Aim
Do not copy the pictures; transcribe all other material exactly.

****

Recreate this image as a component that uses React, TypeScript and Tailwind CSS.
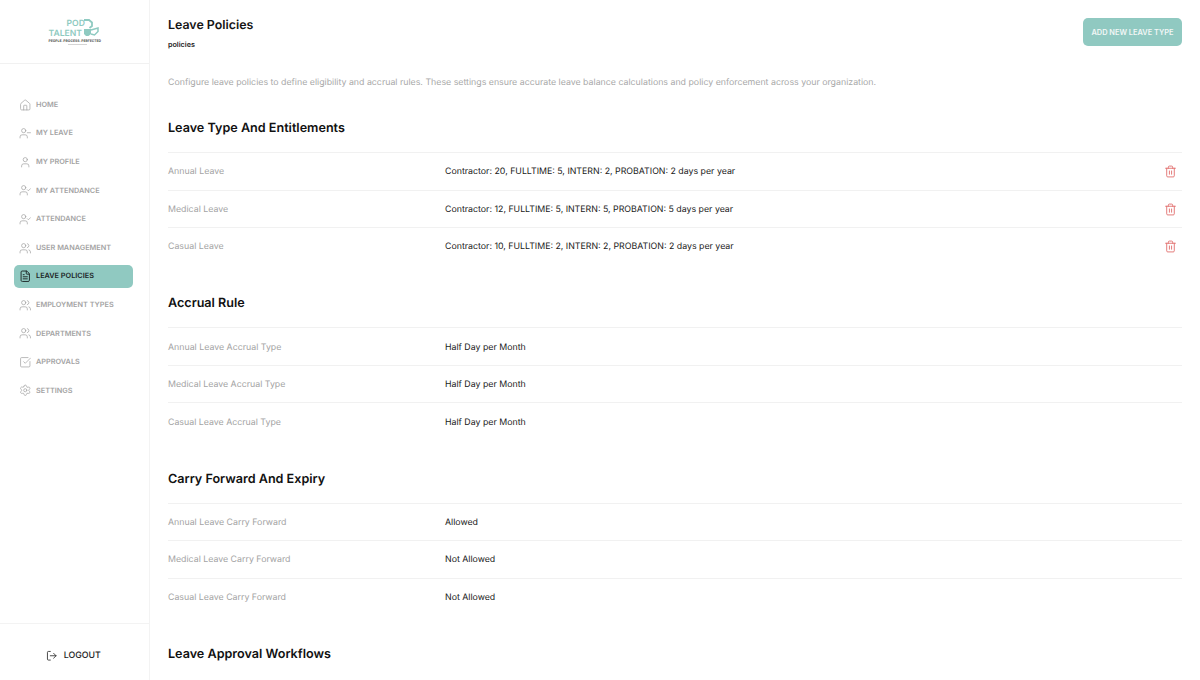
import { FileText, Home, LogOut, Settings, SquareCheckBig, Trash2, User, UserCheck, UserMinus, Users } from "lucide-react";

const NAV = [
  { label: "HOME", icon: Home },
  { label: "MY LEAVE", icon: UserMinus },
  { label: "MY PROFILE", icon: User },
  { label: "MY ATTENDANCE", icon: UserCheck },
  { label: "ATTENDANCE", icon: UserCheck },
  { label: "USER MANAGEMENT", icon: Users },
  { label: "LEAVE POLICIES", icon: FileText, active: true },
  { label: "EMPLOYMENT TYPES", icon: Users },
  { label: "DEPARTMENTS", icon: Users },
  { label: "APPROVALS", icon: SquareCheckBig },
  { label: "SETTINGS", icon: Settings },
];

const SECTIONS = [
  {
    title: "Leave Type And Entitlements",
    deletable: true,
    rows: [
      ["Annual Leave", "Contractor: 20, FULLTIME: 5, INTERN: 2, PROBATION: 2 days per year"],
      ["Medical Leave", "Contractor: 12, FULLTIME: 5, INTERN: 5, PROBATION: 5 days per year"],
      ["Casual Leave", "Contractor: 10, FULLTIME: 2, INTERN: 2, PROBATION: 2 days per year"],
    ],
  },
  {
    title: "Accrual Rule",
    rows: [
      ["Annual Leave Accrual Type", "Half Day per Month"],
      ["Medical Leave Accrual Type", "Half Day per Month"],
      ["Casual Leave Accrual Type", "Half Day per Month"],
    ],
  },
  {
    title: "Carry Forward And Expiry",
    rows: [
      ["Annual Leave Carry Forward", "Allowed"],
      ["Medical Leave Carry Forward", "Not Allowed"],
      ["Casual Leave Carry Forward", "Not Allowed"],
    ],
  },
  { title: "Leave Approval Workflows", rows: [] },
];

function Logo() {
  return (
    <div className="relative h-[27px] w-[52px] text-[#8fcac1]">
      <span className="absolute left-[18px] top-0 text-[8.6px] font-semibold leading-[10px]">POD</span>
      <span className="absolute left-0 top-[9.5px] text-[8.6px] font-semibold leading-[10px]">TALENT</span>
      {/* hexagon mark next to the wordmark */}
      <svg viewBox="0 0 16 18" className="absolute left-[34.5px] top-0 h-[18px] w-[16px]" fill="none" stroke="currentColor">
        <path d="M1 1h5l3 2.5V7L6.5 9" strokeWidth="1.8" />
        <path d="M1 10h7v5l-2.5 2H3l-2-2z" fill="currentColor" strokeWidth="0" />
        <path d="M8 11l7-2v3.5L11.5 16 8 15" strokeWidth="1.5" />
      </svg>
      <span className="absolute left-0 top-[19.5px] whitespace-nowrap text-[3.4px] font-bold leading-[4px] text-[#555]">PEOPLE. PROCESS. PERFECTED</span>
      <svg viewBox="0 0 19 1" className="absolute left-[19px] top-[24.5px] h-[1px] w-[19px]">
        <rect width="19" height="1" fill="#d5d5d5" />
      </svg>
    </div>
  );
}

function Sidebar() {
  return (
    <aside className="flex h-[680px] w-[150px] shrink-0 flex-col border-r border-[#f3f3f3]">
      <div className="flex h-[64px] items-center justify-center border-b border-[#f1f1f1] pt-[2px]">
        <Logo />
      </div>
      <nav className="flex flex-1 flex-col gap-[5.6px] pl-[13.5px] pr-[16px] pt-[29.3px]">
        {NAV.map((item) => {
          const Icon = item.icon;
          return (
            <div
              key={item.label}
              className={
                item.active
                  ? "flex h-[23px] items-center gap-[5px] rounded-[5px] bg-[#90c9c1] pl-[5px] text-[7.3px] font-semibold text-[#1c2526]"
                  : "flex h-[23px] items-center gap-[5px] rounded-[5px] pl-[5px] text-[7.3px] font-semibold text-[#a3a3a3]"
              }
            >
              <Icon className="h-[12.5px] w-[12.5px] shrink-0" strokeWidth={item.active ? 1.8 : 1.4} />
              <span className="whitespace-nowrap pt-[1px]">{item.label}</span>
            </div>
          );
        })}
      </nav>
      <div className="flex h-[57px] items-center justify-center gap-[6px] border-t border-[#f3f3f3] pt-[8px] pr-[2px] text-[8.8px] font-medium text-[#222]">
        <LogOut className="h-[11.5px] w-[11.5px]" strokeWidth={1.7} />
        LOGOUT
      </div>
    </aside>
  );
}

export default function App() {
  return (
    <div className="flex h-[680px] w-[1200px] overflow-hidden bg-white font-['Inter',sans-serif] [text-rendering:geometricPrecision]">
      <Sidebar />
      <main className="min-w-0 flex-1 overflow-hidden pl-[18px] pr-[18px]">
        <header className="flex items-start justify-between pt-[16px]">
          <div>
            <h1 className="text-[12.4px] font-semibold leading-[17px] text-[#151515]">Leave Policies</h1>
            <p className="mt-[7px] text-[7.2px] font-semibold leading-[10px] text-[#222]">policies</p>
          </div>
          <button type="button" className="mt-[2px] h-[28px] w-[99px] rounded-[5px] bg-[#90c9c1] pt-[1px] text-[7.4px] font-semibold text-[#f2f7f6]">
            ADD NEW LEAVE TYPE
          </button>
        </header>
        <p className="mb-[0.8px] mt-[27.4px] text-[8.8px] leading-[12px] text-[#a8a8a8]">
          Configure leave policies to define eligibility and accrual rules. These settings ensure accurate leave balance calculations and policy enforcement across your organization.
        </p>
        {SECTIONS.map((section) => (
          <section key={section.title} className="mt-[31.8px]">
            <h2 className="text-[12.6px] font-semibold leading-[16px] text-[#111]">{section.title}</h2>
            <div className="mt-[15px]">
              {section.rows.map(([label, value]) => (
                <div key={label} className="flex h-[37.5px] items-center border-t border-[#f1f1f1] pt-[1px] text-[8.8px]">
                  <span className="w-[277px] shrink-0 text-[#a3a3a3]">{label}</span>
                  <span className="flex-1 text-[#1a1a1a]">{value}</span>
                  {section.deletable && <Trash2 className="mr-[5px] h-[13px] w-[13px] text-[#e2706f]" strokeWidth={1.7} />}
                </div>
              ))}
            </div>
          </section>
        ))}
      </main>
    </div>
  );
}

****

Final result
Recreate this image as a component that uses React, TypeScript and Tailwind CSS.
import { FileText, Home, LogOut, Settings, SquareCheckBig, Trash2, User, UserCheck, UserMinus, Users } from "lucide-react";

const NAV = [
  { label: "HOME", icon: Home },
  { label: "MY LEAVE", icon: UserMinus },
  { label: "MY PROFILE", icon: User },
  { label: "MY ATTENDANCE", icon: UserCheck },
  { label: "ATTENDANCE", icon: UserCheck },
  { label: "USER MANAGEMENT", icon: Users },
  { label: "LEAVE POLICIES", icon: FileText, active: true },
  { label: "EMPLOYMENT TYPES", icon: Users },
  { label: "DEPARTMENTS", icon: Users },
  { label: "APPROVALS", icon: SquareCheckBig },
  { label: "SETTINGS", icon: Settings },
];

const SECTIONS = [
  {
    title: "Leave Type And Entitlements",
    deletable: true,
    rows: [
      ["Annual Leave", "Contractor: 20, FULLTIME: 5, INTERN: 2, PROBATION: 2 days per year"],
      ["Medical Leave", "Contractor: 12, FULLTIME: 5, INTERN: 5, PROBATION: 5 days per year"],
      ["Casual Leave", "Contractor: 10, FULLTIME: 2, INTERN: 2, PROBATION: 2 days per year"],
    ],
  },
  {
    title: "Accrual Rule",
    rows: [
      ["Annual Leave Accrual Type", "Half Day per Month"],
      ["Medical Leave Accrual Type", "Half Day per Month"],
      ["Casual Leave Accrual Type", "Half Day per Month"],
    ],
  },
  {
    title: "Carry Forward And Expiry",
    rows: [
      ["Annual Leave Carry Forward", "Allowed"],
      ["Medical Leave Carry Forward", "Not Allowed"],
      ["Casual Leave Carry Forward", "Not Allowed"],
    ],
  },
  { title: "Leave Approval Workflows", rows: [] },
];

function Logo() {
  return (
    <div className="relative h-[27px] w-[52px] text-[#8fcac1]">
      <span className="absolute left-[18px] top-0 text-[8.6px] font-semibold leading-[10px]">POD</span>
      <span className="absolute left-0 top-[9.5px] text-[8.6px] font-semibold leading-[10px]">TALENT</span>
      {/* hexagon mark next to the wordmark */}
      <svg viewBox="0 0 16 18" className="absolute left-[34.5px] top-0 h-[18px] w-[16px]" fill="none" stroke="currentColor">
        <path d="M1 1h5l3 2.5V7L6.5 9" strokeWidth="1.8" />
        <path d="M1 10h7v5l-2.5 2H3l-2-2z" fill="currentColor" strokeWidth="0" />
        <path d="M8 11l7-2v3.5L11.5 16 8 15" strokeWidth="1.5" />
      </svg>
      <span className="absolute left-0 top-[19.5px] whitespace-nowrap text-[3.4px] font-bold leading-[4px] text-[#555]">PEOPLE. PROCESS. PERFECTED</span>
      <svg viewBox="0 0 19 1" className="absolute left-[19px] top-[24.5px] h-[1px] w-[19px]">
        <rect width="19" height="1" fill="#d5d5d5" />
      </svg>
    </div>
  );
}

function Sidebar() {
  return (
    <aside className="flex h-[680px] w-[150px] shrink-0 flex-col border-r border-[#f3f3f3]">
      <div className="flex h-[64px] items-center justify-center border-b border-[#f1f1f1] pt-[2px]">
        <Logo />
      </div>
      <nav className="flex flex-1 flex-col gap-[5.6px] pl-[13.5px] pr-[16px] pt-[29.3px]">
        {NAV.map((item) => {
          const Icon = item.icon;
          return (
            <div
              key={item.label}
              className={
                item.active
                  ? "flex h-[23px] items-center gap-[5px] rounded-[5px] bg-[#90c9c1] pl-[5px] text-[7.3px] font-semibold text-[#1c2526]"
                  : "flex h-[23px] items-center gap-[5px] rounded-[5px] pl-[5px] text-[7.3px] font-semibold text-[#a3a3a3]"
              }
            >
              <Icon className="h-[12.5px] w-[12.5px] shrink-0" strokeWidth={item.active ? 1.8 : 1.4} />
              <span className="whitespace-nowrap pt-[1px]">{item.label}</span>
            </div>
          );
        })}
      </nav>
      <div className="flex h-[57px] items-center justify-center gap-[6px] border-t border-[#f3f3f3] pt-[8px] pr-[2px] text-[8.8px] font-medium text-[#222]">
        <LogOut className="h-[11.5px] w-[11.5px]" strokeWidth={1.7} />
        LOGOUT
      </div>
    </aside>
  );
}

export default function App() {
  return (
    <div className="flex h-[680px] w-[1200px] overflow-hidden bg-white font-['Inter',sans-serif] [text-rendering:geometricPrecision]">
      <Sidebar />
      <main className="min-w-0 flex-1 overflow-hidden pl-[18px] pr-[18px]">
        <header className="flex items-start justify-between pt-[16px]">
          <div>
            <h1 className="text-[12.4px] font-semibold leading-[17px] text-[#151515]">Leave Policies</h1>
            <p className="mt-[7px] text-[7.2px] font-semibold leading-[10px] text-[#222]">policies</p>
          </div>
          <button type="button" className="mt-[2px] h-[28px] w-[99px] rounded-[5px] bg-[#90c9c1] pt-[1px] text-[7.4px] font-semibold text-[#f2f7f6]">
            ADD NEW LEAVE TYPE
          </button>
        </header>
        <p className="mb-[0.8px] mt-[27.4px] text-[8.8px] leading-[12px] text-[#a8a8a8]">
          Configure leave policies to define eligibility and accrual rules. These settings ensure accurate leave balance calculations and policy enforcement across your organization.
        </p>
        {SECTIONS.map((section) => (
          <section key={section.title} className="mt-[31.8px]">
            <h2 className="text-[12.6px] font-semibold leading-[16px] text-[#111]">{section.title}</h2>
            <div className="mt-[15px]">
              {section.rows.map(([label, value]) => (
                <div key={label} className="flex h-[37.5px] items-center border-t border-[#f1f1f1] pt-[1px] text-[8.8px]">
                  <span className="w-[277px] shrink-0 text-[#a3a3a3]">{label}</span>
                  <span className="flex-1 text-[#1a1a1a]">{value}</span>
                  {section.deletable && <Trash2 className="mr-[5px] h-[13px] w-[13px] text-[#e2706f]" strokeWidth={1.7} />}
                </div>
              ))}
            </div>
          </section>
        ))}
      </main>
    </div>
  );
}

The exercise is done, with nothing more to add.